The next day we are on the road by 6am.  We are traveling without the map, and are pleased to find a bike trail that parallels the logging truck packed highway….until it doesn’t.  Instead of heading east, we find we are going north and have to backtrack a few miles to get back on the right road.  It doesn’t take long before we realize the Sherman’s reputation is well deserved.  Not only is it the highest pass in the state, it is unrelenting.   We ride quite a few miles, but have to push our bikes most of the last 8 miles over the top.

About ¾ way up, while we stop for a break in the shade, a small car pulls up, and out jumps a slight brown-skinned man, who asks if we need any help.  We say we don’t, and end up talking for 30 minutes with this modern Native American, who was on his way to a nearby town to get supplies for his new farm on the Columbia River. He said he had always wanted to be “an old, dumb farmer” and for years, he was only able to get the first two elements right.  He offers to ferry us to the top, which we decline.  Not only would it take at least 4 trips to get bikes, BOBs and us into his little Ford Fiesta type car, we want to do it ourselves.  He shakes his head at our folly.  When we ask how far it is to the top, he answers, “Quite a ways.”

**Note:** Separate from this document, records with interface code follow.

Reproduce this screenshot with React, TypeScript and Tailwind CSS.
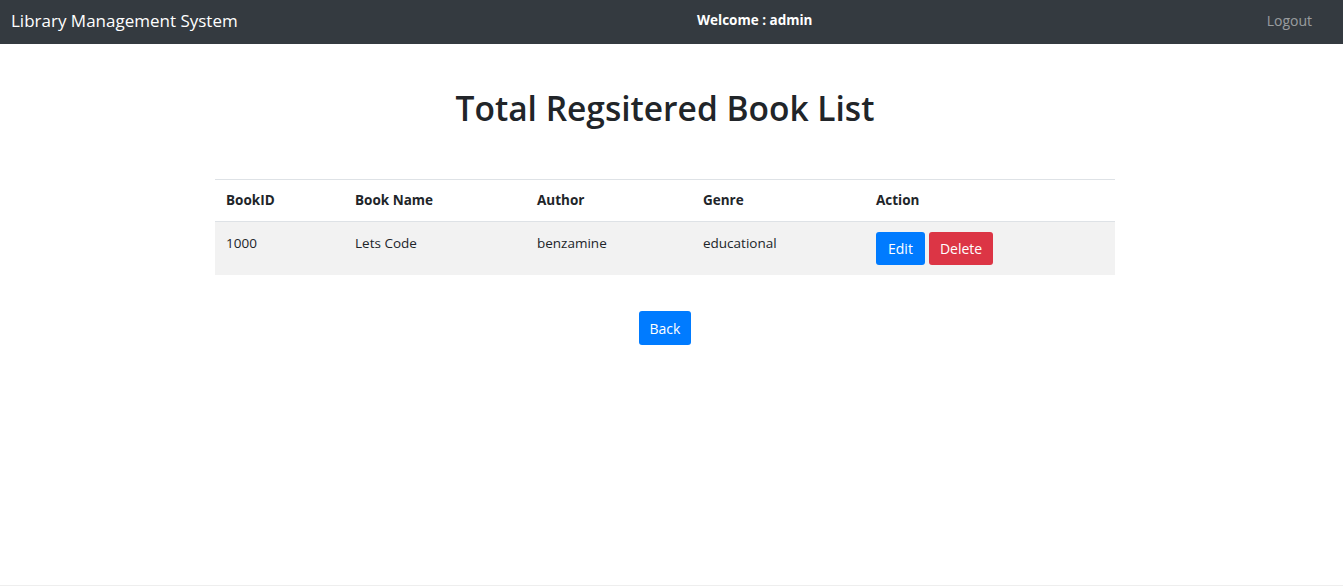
export default function App() {
  const font = { fontFamily: '"Open Sans", "Noto Sans", sans-serif' };
  return (
    <div className="min-h-[586px] bg-white flex flex-col text-[#212529]" style={font}>
      <nav className="h-[44px] bg-[#343a40] flex items-center px-[11px] pb-[3px]">
        <span className="text-[17px] text-white leading-none w-[686px]">Library Management System</span>
        <span className="text-[13.5px] font-bold text-white">Welcome : admin</span>
        <span className="ml-auto text-[14px] text-white/50 mr-[20px]">Logout</span>
      </nav>
      <main className="flex-1 flex flex-col items-center pr-[13px]">
        <h1 className="mt-[48px] text-[33.5px] font-semibold leading-none text-[#212529]">Total Regsitered Book List</h1>
        <table className="mt-[53px] w-[900px] text-[13.5px] border-collapse">
          <thead>
            <tr className="border-t border-b border-[#dee2e6] h-[42px] text-left">
              <th className="w-[129px] px-[11px] pt-[1px] font-bold">BookID</th>
              <th className="w-[182px] px-[11px] pt-[1px] font-bold">Book Name</th>
              <th className="w-[166px] px-[11px] pt-[1px] font-bold">Author</th>
              <th className="w-[173px] px-[11px] pt-[1px] font-bold">Genre</th>
              <th className="px-[11px] pt-[1px] font-bold">Action</th>
            </tr>
          </thead>
          <tbody>
            <tr className="bg-[#f2f2f2] h-[54px] align-top">
              <td className="px-[11px] pt-[11px]">1000</td>
              <td className="px-[11px] pt-[11px]">Lets Code</td>
              <td className="px-[11px] pt-[11px]">benzamine</td>
              <td className="px-[11px] pt-[11px]">educational</td>
              <td className="px-[11px] pt-[10px]">
                <div className="flex gap-[4px]">
                  <button className="h-[33px] px-[12px] rounded-[3px] bg-[#007bff] text-white text-[14px]">Edit</button>
                  <button className="h-[33px] px-[11px] rounded-[3px] bg-[#dc3545] text-white text-[14px]">Delete</button>
                </div>
              </td>
            </tr>
          </tbody>
        </table>
        <button className="mt-[36px] h-[34px] px-[11px] rounded-[3px] bg-[#007bff] text-white text-[14px]">Back</button>
      </main>
      <div className="h-[2px] border-b border-[#eeeeee]" />
    </div>
  );
}
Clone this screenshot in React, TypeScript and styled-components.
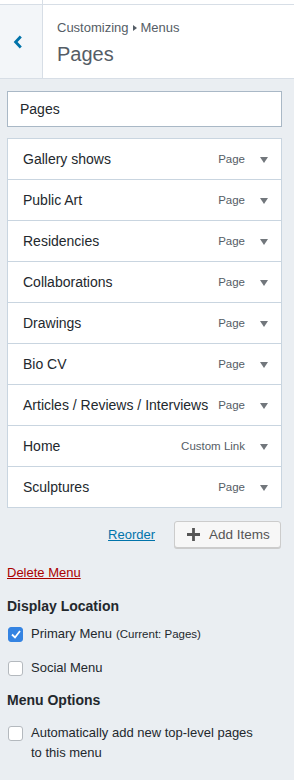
import React from "react";
import styled, { createGlobalStyle } from "styled-components";

const Global = createGlobalStyle`
  html, body { margin: 0; padding: 0; }
  body {
    background: #eaeef2;
    font-family: "Liberation Sans", "Noto Sans", sans-serif;
    color: #23282d;
    width: 294px;
    min-height: 780px;
  }
  * { box-sizing: border-box; }
`;

const Page = styled.div`
  width: 294px;
  min-height: 780px;
  background: #eaeef2;
  display: flex;
  flex-direction: column;
`;

const TopStrip = styled.div`
  height: 5px;
  background: #fff;
  border-bottom: 1px solid #d7dee6;
  display: flex;
`;

const TopStripLeft = styled.div`
  width: 43px;
  border-right: 1px solid #d7dee6;
`;

const Header = styled.div`
  display: flex;
  height: 74px;
  background: #fff;
  border-bottom: 1px solid #d7dee6;
`;

const BackButton = styled.button`
  width: 43px;
  border: none;
  border-right: 1px solid #d7dee6;
  background: #f3f6f9;
  display: flex;
  align-items: center;
  justify-content: flex-start;
  padding: 0 0 0 13px;
  color: #0073aa;
`;

const HeaderText = styled.div`
  display: flex;
  flex-direction: column;
  padding: 14px 0 0 14px;
`;

const Crumb = styled.div`
  font-size: 13px;
  color: #555d66;
  line-height: 17px;
  display: flex;
  align-items: center;
  gap: 4px;
`;

const Tri = styled.span`
  display: inline-block;
  width: 0;
  height: 0;
  border-top: 3px solid transparent;
  border-bottom: 3px solid transparent;
  border-left: 4px solid #555d66;
`;

const Title = styled.h1`
  margin: 6px 0 0;
  font-size: 20px;
  font-weight: 400;
  color: #555d66;
  line-height: 24px;
`;

const Body = styled.div`
  padding: 12px 12px 0 7px;
  display: flex;
  flex-direction: column;
`;

const NameInput = styled.div`
  height: 36px;
  border: 1px solid #a9b8c6;
  background: #fff;
  display: flex;
  align-items: center;
  padding-left: 12px;
  font-size: 14px;
  color: #23282d;
`;

const List = styled.ul`
  list-style: none;
  margin: 11px 0 0;
  padding: 0;
  border: 1px solid #c9d5e0;
  background: #fff;
`;

const Row = styled.li`
  height: 41px;
  display: flex;
  align-items: center;
  padding: 0 13px 0 15px;
  border-top: 1px solid #c9d5e0;
  &:first-child { border-top: none; height: 40px; }
`;

const RowTitle = styled.span`
  flex: 1;
  font-size: 14px;
  color: #23282d;
  white-space: nowrap;
`;

const RowType = styled.span`
  font-size: 11.5px;
  color: #555d66;
  margin-right: 15px;
`;

const Arrow = styled.span`
  display: inline-block;
  width: 0;
  height: 0;
  border-left: 4px solid transparent;
  border-right: 4px solid transparent;
  border-top: 6px solid #72777c;
  margin-top: 1px;
`;

const Actions = styled.div`
  display: flex;
  justify-content: flex-end;
  align-items: center;
  gap: 19px;
  margin-top: 13px;
  padding-right: 1px;
`;

const LinkText = styled.a<{ $danger?: boolean }>`
  font-size: 13px;
  color: ${(p) => (p.$danger ? "#a00" : "#0073aa")};
  text-decoration: underline;
  cursor: pointer;
`;

const AddButton = styled.button`
  height: 27px;
  width: 107px;
  border: 1px solid #ccc;
  border-radius: 3px;
  background: #f7f7f7;
  box-shadow: 0 1px 0 #ccc;
  display: flex;
  align-items: center;
  gap: 9px;
  padding: 0 0 0 12px;
  font-family: inherit;
  font-size: 13.5px;
  color: #555;
`;

const DeleteRow = styled.div`
  margin-top: 16px;
  line-height: 16px;
  height: 16px;
`;

const SectionTitle = styled.h3<{ $top: number }>`
  margin: ${(p) => p.$top}px 0 0;
  font-size: 14px;
  font-weight: 700;
  color: #23282d;
  line-height: 18px;
`;

const CheckRow = styled.label<{ $top: number }>`
  display: flex;
  align-items: flex-start;
  gap: 8px;
  margin-top: ${(p) => p.$top}px;
  font-size: 13px;
  line-height: 20px;
  color: #23282d;
  padding: 0 18px 0 1px;
`;

const Box = styled.span<{ $checked?: boolean }>`
  flex: none;
  width: 15px;
  height: 15px;
  margin-top: 3px;
  border-radius: 3px;
  border: 1px solid ${(p) => (p.$checked ? "#3483e2" : "#b4b9be")};
  background: ${(p) => (p.$checked ? "#3483e2" : "#fff")};
  display: flex;
  align-items: center;
  justify-content: center;
`;

const Small = styled.span`
  font-size: 11.5px;
  margin-left: 4px;
`;

const items: [string, string][] = [
  ["Gallery shows", "Page"],
  ["Public Art", "Page"],
  ["Residencies", "Page"],
  ["Collaborations", "Page"],
  ["Drawings", "Page"],
  ["Bio CV", "Page"],
  ["Articles / Reviews / Interviews", "Page"],
  ["Home", "Custom Link"],
  ["Sculptures", "Page"],
];

export default function App() {
  return (
    <Page>
      <Global />
      <TopStrip>
        <TopStripLeft />
      </TopStrip>
      <Header>
        <BackButton aria-label="Back">
          <svg width="10" height="14" viewBox="0 0 10 14">
            <path d="M7.8 1.5 L2.6 7 L7.8 12.5" fill="none" stroke="#0073aa" strokeWidth="2.8" />
          </svg>
        </BackButton>
        <HeaderText>
          <Crumb>
            Customizing <Tri /> Menus
          </Crumb>
          <Title>Pages</Title>
        </HeaderText>
      </Header>
      <Body>
        <NameInput>Pages</NameInput>
        <List>
          {items.map(([t, k]) => (
            <Row key={t}>
              <RowTitle>{t}</RowTitle>
              <RowType>{k}</RowType>
              <Arrow />
            </Row>
          ))}
        </List>
        <Actions>
          <LinkText>Reorder</LinkText>
          <AddButton>
            <svg width="13" height="13" viewBox="0 0 13 13">
              <path d="M6.5 0 V13 M0 6.5 H13" stroke="#555" strokeWidth="2.8" />
            </svg>
            Add Items
          </AddButton>
        </Actions>
        <DeleteRow>
          <LinkText $danger>Delete Menu</LinkText>
        </DeleteRow>
        <SectionTitle $top={17}>Display Location</SectionTitle>
        <CheckRow $top={9}>
          <Box $checked>
            <svg width="10" height="9" viewBox="0 0 10 9">
              <path d="M1 4.5 L4 7.5 L9 1" fill="none" stroke="#fff" strokeWidth="1.8" />
            </svg>
          </Box>
          <span>
            Primary Menu<Small>(Current: Pages)</Small>
          </span>
        </CheckRow>
        <CheckRow $top={14}>
          <Box />
          <span>Social Menu</span>
        </CheckRow>
        <SectionTitle $top={13}>Menu Options</SectionTitle>
        <CheckRow $top={14}>
          <Box />
          <span>Automatically add new top-level pages to this menu</span>
        </CheckRow>
      </Body>
    </Page>
  );
}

We think we are near the top, but our adviser was right.  This was a tricky pass, with lots of detours to side canyons, and a few false tops.  Near one false summit, we stop for lunch at a Forest Service display site, where two middle aged blonde women soon come eat their lunch as well.    They see us eating out cheese without benefit of bread, and offer, with heavily accented English and some pity, the rest of their freshly baked baguette.  They are two Swiss women on holiday, driving from Minneapolis to Seattle, visiting sites like Yellowstone and Teton National Parks.  They remark on the huge difference in wealth they see in America, how some places are so poor and some places so rich.  They find it shocking, but say, ruefully, that Switzerland is becoming more like this each day, too.
The ride down Sherman was great.  We are getting to be old hands at these 15 mile downhills.  We follow a little stream down, which all of a sudden opens to a chasm of 300 feet.  We peer over the edge and give ourselves a fright.  At the bottom of the ride, we see the Columbia River, which is still mighty big, even though it is many hundreds of miles upstream.  We ride parallel to it and catch glimpses of it through the trees.  There are huge lumber mills up and down its banks.  Right when we think we will zoom down and cross this big river, we have to climb a big hill, where logging truck after logging truck passes us by. 

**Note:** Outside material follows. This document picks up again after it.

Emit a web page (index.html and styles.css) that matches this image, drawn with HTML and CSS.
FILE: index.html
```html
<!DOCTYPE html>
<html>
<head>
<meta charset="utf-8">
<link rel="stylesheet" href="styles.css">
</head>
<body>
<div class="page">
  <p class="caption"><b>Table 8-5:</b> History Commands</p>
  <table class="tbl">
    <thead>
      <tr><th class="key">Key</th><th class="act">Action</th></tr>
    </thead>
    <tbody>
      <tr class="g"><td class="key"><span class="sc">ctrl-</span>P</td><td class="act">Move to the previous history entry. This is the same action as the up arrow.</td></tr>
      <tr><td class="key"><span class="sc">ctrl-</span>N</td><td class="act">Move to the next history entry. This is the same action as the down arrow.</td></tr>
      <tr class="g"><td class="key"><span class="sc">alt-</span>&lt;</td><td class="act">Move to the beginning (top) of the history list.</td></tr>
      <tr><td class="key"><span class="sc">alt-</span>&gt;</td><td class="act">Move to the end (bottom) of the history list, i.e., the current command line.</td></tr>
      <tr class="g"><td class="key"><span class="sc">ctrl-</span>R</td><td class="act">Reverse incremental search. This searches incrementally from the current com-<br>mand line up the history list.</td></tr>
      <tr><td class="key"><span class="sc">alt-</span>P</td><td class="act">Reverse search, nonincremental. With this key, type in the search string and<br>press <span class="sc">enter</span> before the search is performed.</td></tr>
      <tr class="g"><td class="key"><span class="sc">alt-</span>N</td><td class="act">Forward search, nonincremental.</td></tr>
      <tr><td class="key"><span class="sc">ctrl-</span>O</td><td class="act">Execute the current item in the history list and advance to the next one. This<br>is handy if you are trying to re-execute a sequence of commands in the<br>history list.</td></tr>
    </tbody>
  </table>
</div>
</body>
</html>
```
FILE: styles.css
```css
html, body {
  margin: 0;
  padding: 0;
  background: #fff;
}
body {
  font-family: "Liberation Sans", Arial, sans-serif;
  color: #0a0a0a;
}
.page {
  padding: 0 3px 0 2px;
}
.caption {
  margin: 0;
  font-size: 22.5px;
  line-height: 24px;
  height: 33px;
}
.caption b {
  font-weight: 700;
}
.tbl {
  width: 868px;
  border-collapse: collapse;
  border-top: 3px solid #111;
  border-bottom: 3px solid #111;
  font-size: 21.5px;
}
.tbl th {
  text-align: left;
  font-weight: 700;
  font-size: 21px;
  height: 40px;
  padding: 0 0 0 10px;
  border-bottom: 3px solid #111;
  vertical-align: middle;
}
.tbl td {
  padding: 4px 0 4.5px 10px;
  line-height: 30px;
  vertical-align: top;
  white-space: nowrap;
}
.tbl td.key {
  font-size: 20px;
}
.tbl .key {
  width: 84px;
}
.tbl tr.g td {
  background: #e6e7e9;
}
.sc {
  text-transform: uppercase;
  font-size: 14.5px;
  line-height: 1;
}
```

Wes wants to film our crossing of the river, but mostly succeeds in capturing how scary it can be to ride in close quarters with cars and trucks.  When we clear the bridge, we are super disappointed to realize that the town of Kettle Falls, which used to be on the river at site of the now buried falls, has been moved up the bench, far from the river.  We are hot and tired; we have come 49 miles.  We were looking forward to re-connecting with the river.   A youngish couple in a station wagon stops when they see up peering up at the daunting hill.  They congratulate us for making it over the pass, but shake their heads in sorrow, when we ask if there were any other way to get to Kettle Falls.

So up the hill we go, in heavy traffic, at the end of our ropes.  Near the top, another car pulls over and asks if we need help.  By this time, we are wondering what about us looks so pitiful.  He directs to a camping spot and promises to buy us a beer at a nearby tavern.  We don’t find the tavern, but do find the camping spot:  a community park just off the highway, down the street from the 24 hour Boise Cascade lumber mill, with deep, soft grass.  We make a nice meal and sleep like rocks.

1 comment:

  1. Wow! You two are serious troopers. Great to see the west through your eyes. Much love from Berkley, MI.